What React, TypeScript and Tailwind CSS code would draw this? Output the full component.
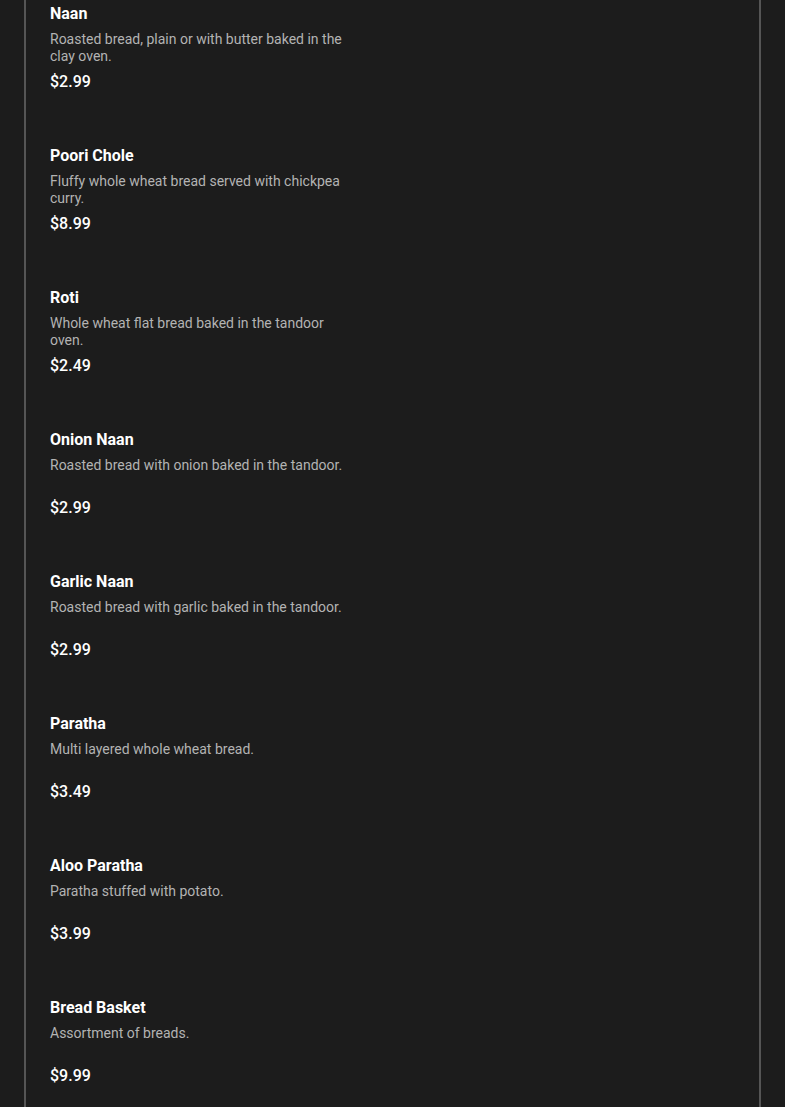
import React from "react";

const items = [
  { name: "Naan", desc: "Roasted bread, plain or with butter baked in the clay oven.", price: "$2.99" },
  { name: "Poori Chole", desc: "Fluffy whole wheat bread served with chickpea curry.", price: "$8.99" },
  { name: "Roti", desc: "Whole wheat flat bread baked in the tandoor oven.", price: "$2.49" },
  { name: "Onion Naan", desc: "Roasted bread with onion baked in the tandoor.", price: "$2.99" },
  { name: "Garlic Naan", desc: "Roasted bread with garlic baked in the tandoor.", price: "$2.99" },
  { name: "Paratha", desc: "Multi layered whole wheat bread.", price: "$3.49" },
  { name: "Aloo Paratha", desc: "Paratha stuffed with potato.", price: "$3.99" },
  { name: "Bread Basket", desc: "Assortment of breads.", price: "$9.99" },
];

export default function App() {
  return (
    <div className="min-h-[1107px] bg-[#1c1c1c] font-['Roboto',sans-serif]">
      <div className="mx-6 min-h-[1107px] border-x-2 border-[#555555] px-6 pt-[2px]">
        {items.map((item) => (
          <div key={item.name} className="h-[142px]">
            <h3 className="text-base leading-6 font-bold text-white">{item.name}</h3>
            <p className="mt-[5px] h-[34px] w-[300px] text-sm leading-[17px] text-[#b3b3b3]">
              {item.desc}
            </p>
            <div className="mt-[5px] text-base leading-6 font-medium text-white">{item.price}</div>
          </div>
        ))}
      </div>
    </div>
  );
}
----
▸ SET TASK
Write out exactly the opening lines of the data, stopping after the line that holds "import React from". Exclude pictures.

▸ ANSWER TO THIS PROBLEM
What React, TypeScript and Tailwind CSS code would draw this? Output the full component.
import React from "react";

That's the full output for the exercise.